Hypervisor

Hypervisor is a type of software that runs on a physical machine, enabling the creation, operation, and management of multiple virtual machines on a single physical machine. Hypervisor abstracts and centrally manages the underlying physical computing resources (such as CPU and memory) according to need, and allocates resources to each VM as required. The Hypervisor achieves resource isolation between different VMs on the same physical machine, preventing data theft or malicious attacks, while also ensuring that the resource usage of a VM is not affected by surrounding VMs. When users utilize VMs, they can only access the resources (such as hardware, software, and data) of their own VMs and cannot access the resources of other VMs, ensuring data isolation and security of the VMs.

Isolated CPU

CPU virtualization is the most core part of the Hypervisor, and both memory virtualization and I/O virtualization depend on the correct implementation of CPU virtualization.

In the x86 architecture, to protect the execution of instructions, four different privilege levels for instructions are provided, which are collectively referred to as Rings.
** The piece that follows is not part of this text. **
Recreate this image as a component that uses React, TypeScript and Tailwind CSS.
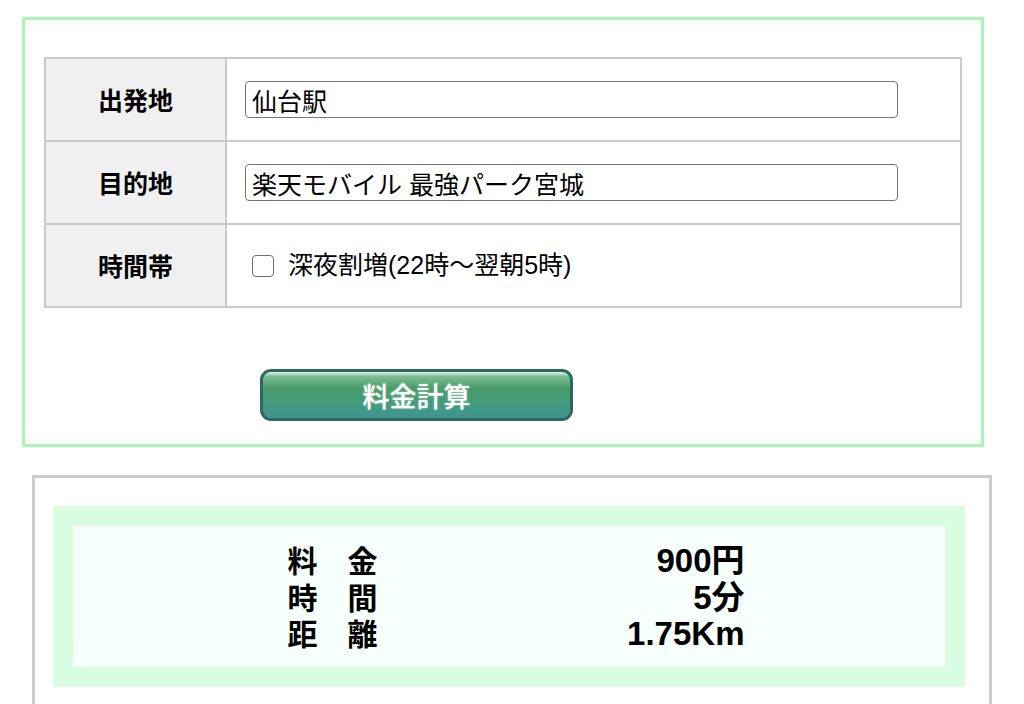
const rows = [
  { label: '料　金', value: '900円' },
  { label: '時　間', value: '5分' },
  { label: '距　離', value: '1.75Km' },
];

export default function App() {
  return (
    <div className="min-h-screen bg-white font-['Liberation_Sans','Noto_Sans_CJK_JP',sans-serif] text-black overflow-hidden">
      {/* Search form */}
      <div className="ml-[22px] mt-[17px] w-[962px] h-[430px] border-[3px] border-[#a6f7b9] px-[19px] pt-[37px]">
        <div className="border-2 border-[#cacaca]">
          <div className="flex h-[81px]">
            <div className="w-[181px] shrink-0 bg-[#f0f0f0] border-r-2 border-[#cacaca] flex items-center justify-center text-[25px] font-bold font-['Noto_Sans_CJK_JP',sans-serif]">
              出発地
            </div>
            <div className="flex-1 flex items-center pl-[18px]">
              <input
                readOnly
                value="仙台駅"
                className="w-[653px] h-[37px] border-[1.5px] border-[#767676] rounded-[4px] px-[6px] text-[25px] leading-none outline-none"
              />
            </div>
          </div>
          <div className="flex h-[83px] border-t-2 border-[#cacaca]">
            <div className="w-[181px] shrink-0 bg-[#f0f0f0] border-r-2 border-[#cacaca] flex items-center justify-center text-[25px] font-bold font-['Noto_Sans_CJK_JP',sans-serif]">
              目的地
            </div>
            <div className="flex-1 flex items-center pl-[18px]">
              <input
                readOnly
                value="楽天モバイル 最強パーク宮城"
                className="w-[653px] h-[37px] border-[1.5px] border-[#767676] rounded-[4px] px-[6px] text-[25px] leading-none outline-none"
              />
            </div>
          </div>
          <div className="flex h-[83px] border-t-2 border-[#cacaca]">
            <div className="w-[181px] shrink-0 bg-[#f0f0f0] border-r-2 border-[#cacaca] flex items-center justify-center text-[25px] font-bold font-['Noto_Sans_CJK_JP',sans-serif]">
              時間帯
            </div>
            <div className="flex-1 flex items-center pl-[25px] gap-[14px] text-[25px]">
              <span className="w-[22px] h-[22px] border-[1.5px] border-[#6f6f6f] rounded-[4px] bg-white" />
              <span>深夜割増(22時～翌朝5時)</span>
            </div>
          </div>
        </div>
        <button className="ml-[216px] mt-[61px] w-[313px] h-[52px] rounded-[11px] border-[3px] border-[#2e6862] bg-[linear-gradient(to_bottom,#e2f3e6_0%,#7cbd95_10%,#4a9c69_35%,#439a7e_70%,#3f9590_100%)] text-white text-[27px] font-medium leading-none font-['Noto_Sans_CJK_JP',sans-serif] [text-shadow:0_0_2px_rgba(255,255,255,0.7)]">
          料金計算
        </button>
      </div>

      {/* Result */}
      <div className="ml-[32px] mt-[28px] w-[960px] h-[260px] border-[3px] border-b-0 border-[#cccccc] pl-[18px] pt-[28px]">
        <div className="w-[912px] p-[20px] bg-[#d8fde1]">
          <div className="h-[141px] bg-[#f7fffa] py-[15px] flex justify-center">
            <div className="w-[457px] ml-[14px]">
              {rows.map((r) => (
                <div key={r.label} className="flex justify-between items-baseline h-[36.5px] leading-[36px]">
                  <span className="text-[30px] font-bold font-['Noto_Sans_CJK_JP',sans-serif]">{r.label}</span>
                  <span className="text-[33px] font-bold">{r.value}</span>
                </div>
              ))}
            </div>
          </div>
        </div>
      </div>
    </div>
  );
}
The priority, from highest to lowest, is as follows:

Ring 0: The highest privilege level, used for running the operating system kernel.

Ring 1: Used for operating system services.

Ring 2: Used for operating system services.

Ring 3: Used for applications.

The Hypervisor runs at the highest privilege level, allowing it to control all critical resources on the physical processor; whereas the VM operating system runs at a non-highest privilege level, so its sensitive instructions for accessing physical resources will trap into the Hypervisor to be emulated through software. By intercepting and emulating the sensitive instructions of the VM, the Hypervisor achieves isolation of the VM's vCPU, effectively preventing malicious attacks on the physical machine or other VMs by unauthorized VMs.

Memory Isolation

The Hypervisor uses memory virtualization technology to achieve memory isolation between different VMs, ensuring that each VM has its own independent memory space without mutual interference.

Compared to the traditional two-level memory address mapping of the OS (from virtual address to physical machine address), the core of memory virtualization lies in introducing a new layer of address space, known as the Guest Physical address space. The Hypervisor manages and allocates physical memory for each VM. The operating system within the VM sees a fictionalized Guest Physical address space, and the target addresses of its instructions are also Guest Physical addresses. In a non-virtualized scenario, such addresses are actually the real physical addresses. However, in a virtualized environment, these addresses cannot be directly sent to the system bus and must be properly translated before they can be executed by the physical processor. When a VM accesses memory, the correct three-tier address translation logic is: the VM is responsible for mapping "Guest Virtual Addresses" to "Guest Physical Addresses," and then the Hypervisor is responsible for mapping "Guest Physical Addresses" to "Machine Addresses."

The Hypervisor's address translation mechanism ensures that VMs cannot directly access the actual machine addresses and can only access the physical memory allocated to them by the Hypervisor.

I/O Isolation

The physical machine's peripheral resources are limited. To meet the needs of multiple VM operating systems, the Hypervisor reuses the limited peripheral resources through I/O virtualization. The Hypervisor intercepts the VM operating system's access requests to devices and then simulates the effects of real devices through software. From the perspective of the processor, peripherals are accessed through a set of I/O resources (I/O ports or MMIO), hence device-related virtualization is also known as I/O virtualization.

The Hypervisor achieves I/O virtualization using a separated device model. The front end is responsible for passing the VM's I/O requests to the back end in the Hypervisor, where the back end parses the I/O requests and submits them to the appropriate device to complete the I/O operations. The Hypervisor ensures that VMs can only access the I/O resources allocated to them.